In 2000, when Enron was still in its heyday, Andrew Fastow estimated he had created $800 million in income for the company - an accomplishment that won him praise at his performance review.
Enron CEO Jeffrey Skilling told him he had a "creative" financial mind, "because I came up with things other companies would not have come up with," said Mr. Fastow from the witness stand this week in one of America's most closely watched trials involving corporate fraud.
In dramatic testimony, Fastow is proving to be the key figure - not only in the trial here of Enron's two corporate chiefs but also in the chain of events that led to the Sarbanes-Oxley Act of 2002, the most sweeping accounting reform in decades. As a chief financial officer whose fraudulent deals were at the heart of one of corporate America's biggest collapses, Fastow has unwittingly helped strengthen the role of America's CFOs as guardians against corruption.
"Initially a lot of CFOs felt tarnished by Andy Fastow and other CFOs who committed fraud," says Julia Homer, editor in chief of CFO Magazine. "But to their surprise, Sarbanes-Oxley had the paradoxical effect of increasing their stature within companies."
At the trial itself, Fastow is the central figure for both the prosecution and the defense. In a deal with prosecutors, Fastow agreed to testify in exchange for a reduced sentence. He pleaded guilty in 2004 to two counts of fraud and agreed to 10 years in prison and a $24 million fine.
Prosecutors hope his testimony this week will prove that his bosses, Mr. Skilling and Enron founder Kenneth Lay, knew about and actively promoted his fraudulent activities.
Defense attorneys for Skilling and Mr. Lay hope to show that Fastow was the mastermind behind all the criminal wrongdoing at Enron and that their clients are innocent.
Lay is charged with seven counts, including conspiracy and fraud; Skilling is charged with 31 counts, including conspiracy, fraud, and insider trading.

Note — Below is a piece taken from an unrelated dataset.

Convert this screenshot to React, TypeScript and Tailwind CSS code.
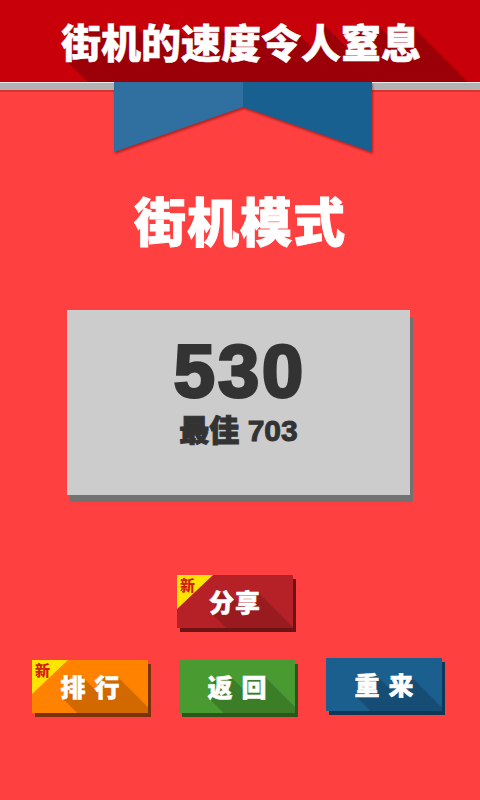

In his testimony, Fastow described the off-balance-sheet partnership he created in 1999 with the blessing of Lay, Skilling, and the board of directors. He named it LJM (the initials of his wife and two boys) and used it to hide company losses and inflate earnings.
The partnership essentially bought low-performing company assets and "warehoused" them until Enron bought them back - thus allowing the company to record the sale and camouflage its losses from Wall Street.
When he told Skilling that he was going to raise money for a second LJM, Fastow testified that Skilling said, "Get me as much of that juice as you can." The former CFO raised $386 million from investors for LJM2 and, at one point, Skilling asked him to buy a struggling power plant in Brazil, personally guaranteeing that he would not lose any money on the deal.
Fastow admitted that he was compelled by the huge rate of return he was making on the deals, resulting in some $45 million in profits for himself. Over and over, he described himself as opportunistic, but also a boon to the company.
The Brazilian deal "was good economically for me and I was helping Enron make its numbers," he said. "I thought I was being a hero for Enron."
On another occasion, Fastow testified that Skilling told him, "I love LJM. I want to do all the deals with LJM that I can. I just don't want the footnotes."
The footnotes were related-party disclosures Enron had to make at the bottom of each financial statement when it used LJM, and they had increasingly become a concern to analysts, investors, and banks. Fastow said the LJMs were legal and did many legal deals. "But things I did as [general] partner were illegal."
After Skilling's departure in August 2001, Fastow said he met with Lay to go over the growing problems at Enron. He said Lay was not surprised to hear of the problems and that he met with him again in September to discuss pointed questions by The Wall Street Journal about the LJM partnerships. Lay did not want to answer the questions because "that would just open a Pandora's box," he said, and they stuck to a statement backing the partnerships.
Fastow also said statements that the company was "fundamentally sound" made by Lay at both public and private meetings after Skilling's departure were lies and that Lay knew that.
In their cross-examiniation, defense attorneys are trying to get the ex-CFO to admit that there was no overarching fraud and that he and two of his former lieutenants were responsible for all the crimes.
Always central to a corporation's financial dealings, CFOs have become even more important in the wake of Sarbanes-Oxley.
"The act put a lot more pressure and attention on CFO roles," says Richard Saver, who teaches business organization law at the University of Houston.
Because they are now accountable for their company's financial statements, board members and top execs spend far more time with their CFOs, says Ms. Homer of CFO Magazine. Complying with the act has also meant more work for CFOs - especially those at smaller public companies, she adds.